Dans cet article publié par Ouest France le 30 janvier, j'ai choisi de parler de Sophie Scholl, une des plus grandes figures de la résistance allemande :
"La sortie sur les écrans français de Walkyrie le film de Bryan Singer sur la vaste conspiration ayant abouti à l’attentat du 20 juillet 1944 contre Adolf Hitler nous offre l’opportunité de célébrer la permanence de la force de la conscience individuelle mise à l’épreuve de la tyrannie d’un pouvoir barbare. Mais, plutôt que de mettre en exergue l’épopée héroïque de quelques officiers déterminés et courageux dont l’audacieux projet fut tenu en échec par ce que l’on a appelé la chance du diable, la résistance allemande, dans sa grande diversité, m’offre l’occasion de vous parler de Sophie Scholl à quelques jours du soixante sixième anniversaire de son assassinat par les nazis.
La résistance de Sophie Scholl est celle, inattendue, d’une jeune femme membre du BND, la branche féminine des jeunesses hitlériennes, qui découvre les crimes des SS grâce au témoignage de son frère Hans qui revient du front de l’Est. À l’horreur des faits, elle oppose sa détermination à informer et ouvrir les yeux de ses concitoyens. Une fois arrêtée par la Gestapo, la force tranquille qui l’anime impressionne jusqu’à l’officier qui l’interroge. L’espace d’un moment, il semble vouloir la sauver avant de l’abandonner à son sort tel un Ponce-Pilate moderne qui rend les armes face à la volonté intangible de Sophie.
La dimension christique de son sacrifice est encore plus évidente lors de son « procès » quand, tenant tête à Roland Freisler, l’implacable et sinistre président du tribunal du peuple, elle déclare que la terreur répandue par les nazis est bientôt finie et que, dans la nouvelle Allemagne libre, siégera un tribunal pour le juger lui et ses comparses. Face à l’aveuglement fanatique, Sophie représente la flamme, vacillante mais toujours lumineuse et jamais éteinte, de l’honneur de l’Allemagne, contrepoint d’une tyrannie diabolique.
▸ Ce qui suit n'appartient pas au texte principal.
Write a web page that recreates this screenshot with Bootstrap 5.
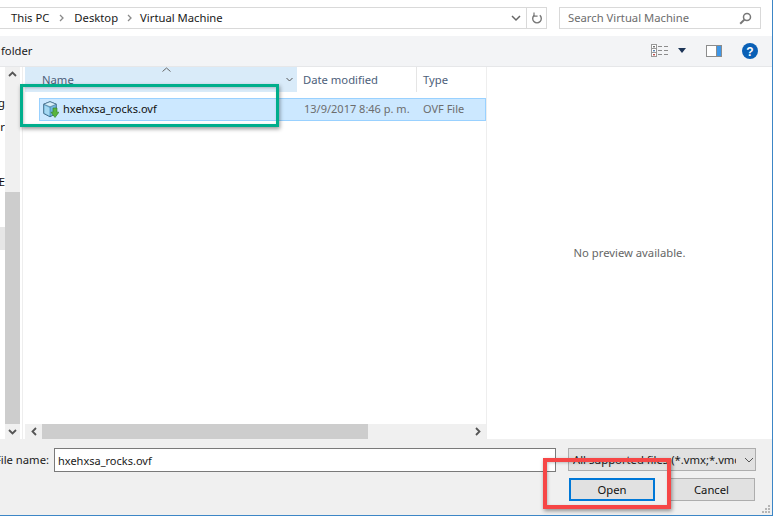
<!DOCTYPE html>
<html lang="en">
<head>
  <meta charset="UTF-8" />
  <meta name="viewport" content="width=device-width, initial-scale=1.0" />
  <title>Open file</title>
  <link href="https://cdn.jsdelivr.net/npm/bootstrap@5.3.0/dist/css/bootstrap.min.css" rel="stylesheet">
  <script src="https://cdn.jsdelivr.net/npm/bootstrap@5.3.0/dist/js/bootstrap.bundle.min.js"></script>
  <style>
    html, body { height: 517px; overflow: hidden; }
    body { font-family: "Noto Sans", "Open Sans", sans-serif; font-size: 11.25px; line-height: 16px; color: #1a1a1a; background: #fff; position: relative; }
    .dlg { width: 773px; height: 516px; border-right: 1px solid #3c86c6; border-bottom: 1px solid #3c86c6; }
    .addr-row { height: 36px; padding-top: 7px; }
    .addr-box { width: 547px; height: 22px; border: 1px solid #d9d9d9; border-left: 0; margin-right: 12px; }
    .addr-path { padding-left: 11px; gap: 10px; }
    .addr-chev2 { margin-left: -1px; }
    .addr-last { margin-left: -2px; }
    .addr-drop { width: 21px; }
    .addr-refresh { width: 20px; border-left: 1px solid #d9d9d9; }
    .search-box { width: 202px; height: 22px; border: 1px solid #d9d9d9; padding: 0 8px; color: #6d6d6d; }
    .tool-row { height: 31px; background: #f3f4f6; border-bottom: 1px solid #e6e7e9; padding-right: 14px; }
    .tool-folder { margin-left: 1px; }
    .tool-icons { gap: 20px; }
    .view-btn { gap: 10px; }
    .main-row { height: 373px; }
    .nav-pane { width: 23px; border-right: 1px solid #eee; }
    .nav-text { width: 5px; }
    .nav-frag { height: 16px; width: 5px; overflow: hidden; display: flex; justify-content: flex-end; color: #111; }
    .frag-g { margin-top: 28px; }
    .frag-r { margin-top: 8px; }
    .frag-e { margin-top: 39px; }
    .nav-sel { width: 5px; height: 23px; background: #e6e6e6; margin-top: 37px; }
    .vbar { width: 15px; background: #f0f0f0; }
    .vbar-btn { height: 15px; }
    .vbar-gap { height: 110px; }
    .vbar-thumb { background: #cdcdcd; }
    .list-pane { width: 464px; padding-left: 2px; border-right: 1px solid #eee; }
    .list-head { height: 25px; color: #4c607a; }
    .head-name { width: 256px; background: #d9ebf9; padding-left: 17px; padding-top: 5px; position: relative; }
    .head-sort { position: absolute; left: 137px; top: 0; }
    .head-drop { width: 16px; background: #d9ebf9; }
    .head-date { width: 120px; padding-left: 6px; padding-top: 5px; border-right: 1px solid #e5e5e5; }
    .head-type { padding-left: 6px; padding-top: 5px; }
    .file-row { height: 23px; margin: 6px 0 0 14px; background: #cce8ff; border: 1px solid #99d1ff; color: #111; font-size: 11px; }
    .file-ico { margin-left: 3px; margin-right: 4px; }
    .file-name { width: 241px; }
    .file-date { width: 119px; color: #6d6d6d; }
    .file-type { color: #6d6d6d; }
    .hbar { height: 15px; background: #f0f0f0; }
    .hbar-btn { width: 17px; }
    .hbar-thumb { width: 326px; background: #cdcdcd; }
    .preview-pane { color: #666; }
    .foot-row { height: 76px; background: #f0f0f0; padding-top: 9px; }
    .fname-lbl { width: 54px; padding-right: 5px; white-space: nowrap; overflow: hidden; display: flex; justify-content: flex-end; }
    .fname-input { width: 502px; height: 24px; border: 1px solid #7a7a7a; background: #fff; padding-left: 3px; padding-top: 1px; margin-right: 12px; font-size: 11px; }
    .ftype-box { width: 188px; height: 23px; border: 1px solid #adadad; background: #e1e1e1; padding-left: 4px; white-space: nowrap; }
    .ftype-text { width: 163px; overflow: hidden; }
    .foot-btns { margin: 6px 0 0 569px; gap: 13px; }
    .dlg-btn { width: 87px; height: 23px; border: 1px solid #adadad; background: #e1e1e1; color: #111; font-size: 11.25px; line-height: 1; padding: 0; border-radius: 0; }
    .dlg-btn-main { width: 86px; border: 2px solid #0078d7; }
    .resize-grip { position: absolute; right: 3px; bottom: 3px; }
    .mark-green { position: absolute; left: 20px; top: 84px; width: 259px; height: 43px; border: 3px solid #00ae8c; box-shadow: 1px 2px 4px rgba(0,0,0,.4), inset 1px 1px 3px rgba(0,0,0,.22); }
    .mark-red { position: absolute; left: 543px; top: 458px; width: 128px; height: 51px; border: 4px solid #f64646; box-shadow: 1px 2px 4px rgba(0,0,0,.4), inset 1px 1px 3px rgba(0,0,0,.22); }
  </style>
</head>

<body>
  <div class="dlg d-flex flex-column">
    <div class="addr-row d-flex">
      <div class="addr-box d-flex align-items-center">
        <div class="addr-path d-flex align-items-center flex-grow-1">
          <span>This PC</span>
          <svg width="5" height="8" viewBox="0 0 5 8"><path d="M1 1l3 3-3 3" fill="none" stroke="#8a8a8a" stroke-width="1.3"/></svg>
          <span>Desktop</span>
          <svg class="addr-chev2" width="5" height="8" viewBox="0 0 5 8"><path d="M1 1l3 3-3 3" fill="none" stroke="#8a8a8a" stroke-width="1.3"/></svg>
          <span class="addr-last">Virtual Machine</span>
        </div>
        <div class="addr-drop d-flex justify-content-center">
          <svg width="10" height="7" viewBox="0 0 10 7"><path d="M1 1l4 4 4-4" fill="none" stroke="#666" stroke-width="1.5"/></svg>
        </div>
        <div class="addr-refresh h-100 d-flex align-items-center justify-content-center">
          <svg width="12" height="13" viewBox="0 0 12 13"><path d="M3.2 3.3a4.3 4.3 0 1 0 5.6 0" fill="none" stroke="#777" stroke-width="1.4"/><path d="M3 .5v3.6h3.6" fill="none" stroke="#777" stroke-width="1.2"/></svg>
        </div>
      </div>
      <div class="search-box d-flex align-items-center justify-content-between">
        <span>Search Virtual Machine</span>
        <svg width="13" height="13" viewBox="0 0 13 13"><circle cx="8" cy="5" r="3.5" fill="none" stroke="#777" stroke-width="1.5"/><path d="M5.4 7.6L1.2 11.8" stroke="#777" stroke-width="2"/></svg>
      </div>
    </div>

    <div class="tool-row d-flex align-items-center justify-content-between">
      <span class="tool-folder">folder</span>
      <div class="tool-icons d-flex align-items-center">
        <div class="view-btn d-flex align-items-center">
          <svg width="17" height="13" viewBox="0 0 17 13">
            <rect x=".5" y=".5" width="5" height="12" fill="#fff" stroke="#999"/>
            <path d="M1 4.5h4M1 8.5h4" stroke="#999"/>
            <rect x="2" y="2" width="2" height="1.4" fill="#777"/><rect x="2" y="6" width="2" height="1.4" fill="#5a87b8"/><rect x="2" y="10" width="2" height="1.4" fill="#c0504d"/>
            <path d="M7 2.500h4M13 2.500h4M7 6.500h4M13 6.500h4M7 10.500h4M13 10.500h4" stroke="#8c8c8c"/>
          </svg>
          <svg width="8" height="5" viewBox="0 0 8 5"><path d="M0 0h8L4 5z" fill="#1d3557"/></svg>
        </div>
        <svg width="16" height="12" viewBox="0 0 16 12"><rect x=".5" y=".5" width="15" height="11" fill="#fff" stroke="#8c8c8c"/><rect x="11" y="1" width="4" height="10" fill="#3f97e8"/><path d="M10.500 1v10" stroke="#8c8c8c"/></svg>
        <svg width="16" height="16" viewBox="0 0 16 16"><circle cx="8" cy="8" r="8" fill="#0a60b6"/><text x="8" y="12.500" text-anchor="middle" font-family="Liberation Sans" font-weight="700" font-size="12" fill="#fff">?</text></svg>
      </div>
    </div>

    <div class="main-row d-flex">
      <div class="nav-pane d-flex">
        <div class="nav-text d-flex flex-column">
          <div class="nav-frag frag-g">g</div>
          <div class="nav-frag frag-r">r</div>
          <div class="nav-frag frag-e">E</div>
          <div class="nav-sel"></div>
        </div>
        <div class="vbar d-flex flex-column">
          <div class="vbar-btn d-flex align-items-center justify-content-center">
            <svg width="9" height="6" viewBox="0 0 9 6"><path d="M1 5l3.500-3.500L8 5" fill="none" stroke="#555" stroke-width="1.800"/></svg>
          </div>
          <div class="vbar-gap"></div>
          <div class="vbar-thumb flex-grow-1"></div>
          <div class="vbar-btn d-flex align-items-center justify-content-center">
            <svg width="9" height="6" viewBox="0 0 9 6"><path d="M1 1l3.500 3.500L8 1" fill="none" stroke="#555" stroke-width="1.800"/></svg>
          </div>
        </div>
      </div>

      <div class="list-pane d-flex flex-column">
        <div class="list-head d-flex">
          <div class="head-name">
            Name
            <svg class="head-sort" width="9" height="5" viewBox="0 0 9 5"><path d="M.5 4.500l4-3.500 4 3.500" fill="none" stroke="#666"/></svg>
          </div>
          <div class="head-drop d-flex align-items-center justify-content-center">
            <svg width="7" height="5" viewBox="0 0 7 5"><path d="M.5 1l3 3 3-3" fill="none" stroke="#555"/></svg>
          </div>
          <div class="head-date">Date modified</div>
          <div class="head-type">Type</div>
        </div>
        <div class="file-row d-flex align-items-center">
          <svg class="file-ico" width="16" height="17" viewBox="0 0 16 17">
            <path d="M.7 3.200L7 .7l6.300 2.500v9.300L7 15.800.7 12.500z" fill="#6fb6df" stroke="#47708c"/>
            <path d="M.7 3.200L7 5.900l6.300-2.700L7 .7z" fill="#d5eefa" stroke="#47708c" stroke-width=".7"/>
            <path d="M7 5.900v9.900" stroke="#3a7ea8" stroke-width=".8"/>
            <path d="M1.500 4.500l5 2.200v8l-5-2.600z" fill="#a5d8f2"/>
            <path d="M10 7h4v4.200h2L12 16.500 8 11.200h2z" fill="#5bb53f" stroke="#2f7d22" stroke-width=".6"/>
          </svg>
          <span class="file-name">hxehxsa_rocks.ovf</span>
          <span class="file-date">13/9/2017 8:46 p. m.</span>
          <span class="file-type">OVF File</span>
        </div>
        <div class="flex-grow-1"></div>
        <div class="hbar d-flex align-items-center">
          <div class="hbar-btn d-flex justify-content-center">
            <svg width="6" height="9" viewBox="0 0 6 9"><path d="M5 1L1.500 4.500 5 8" fill="none" stroke="#555" stroke-width="1.800"/></svg>
          </div>
          <div class="hbar-thumb h-100"></div>
          <div class="flex-grow-1"></div>
          <div class="hbar-btn d-flex justify-content-center">
            <svg width="6" height="9" viewBox="0 0 6 9"><path d="M1 1l3.500 3.500L1 8" fill="none" stroke="#555" stroke-width="1.800"/></svg>
          </div>
        </div>
      </div>

      <div class="preview-pane flex-grow-1 d-flex align-items-center justify-content-center">No preview available.</div>
    </div>

    <div class="foot-row">
      <div class="d-flex align-items-start">
        <label class="fname-lbl pt-1" for="fileName"><span>File name:</span></label>
        <div class="fname-input d-flex align-items-center" id="fileName">hxehxsa_rocks.ovf</div>
        <div class="ftype-box d-flex align-items-center">
          <span class="ftype-text">All supported files (*.vmx;*.vmc</span>
          <svg class="ms-2" width="10" height="6" viewBox="0 0 10 6"><path d="M1 1l4 4 4-4" fill="none" stroke="#555"/></svg>
        </div>
      </div>
      <div class="foot-btns d-flex">
        <button type="button" class="btn dlg-btn dlg-btn-main">Open</button>
        <button type="button" class="btn dlg-btn">Cancel</button>
      </div>
    </div>
  </div>

  <svg class="resize-grip" width="9" height="9" viewBox="0 0 9 9" fill="#b5b5b5"><rect x="6" y="0" width="2" height="2"/><rect x="3" y="3" width="2" height="2"/><rect x="6" y="3" width="2" height="2"/><rect x="0" y="6" width="2" height="2"/><rect x="3" y="6" width="2" height="2"/><rect x="6" y="6" width="2" height="2"/></svg>
  <div class="mark-green"></div>
  <div class="mark-red"></div>
</body>
</html>
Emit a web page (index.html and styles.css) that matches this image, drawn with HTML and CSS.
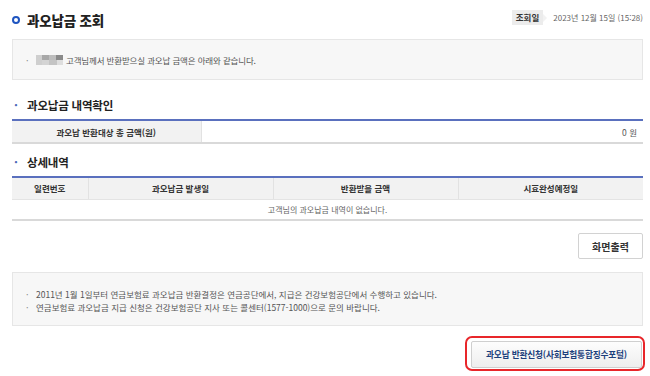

« Le soleil brille encore », telles sont les dernières paroles, pleines d’espérance, de Sophie Scholl face à l’échafaud qui, en ce 22 février 1943, met un terme à la courte vie de cette jeune femme de 21 ans, forte de sa foi chrétienne et sûre d’avoir été utile à son pays. Le grand prix Nobel de littérature allemand, Thomas Mann, s’en fait l’écho dès le mois de juin 1943 au micro de la radio de Londres : « Le monde est, aujourd'hui, très profondément ému par les incidents qui se sont déroulés à l'Université de Munich […]. Courageux, magnifiques jeunes gens ! Vous ne serez pas morts en vain, vous ne serez pas oubliés. Les nazis ont élevé des monuments à de solides apaches, à de vulgaires tueurs..., la révolution allemande, la vraie, les détruira et, à leur place, elle immortalisera vos noms, vous qui saviez et qui proclamiez, alors que la nuit couvrait encore l'Allemagne et l'Europe, qu'il naît une foi nouvelle, la foi à l'honneur et à la liberté »."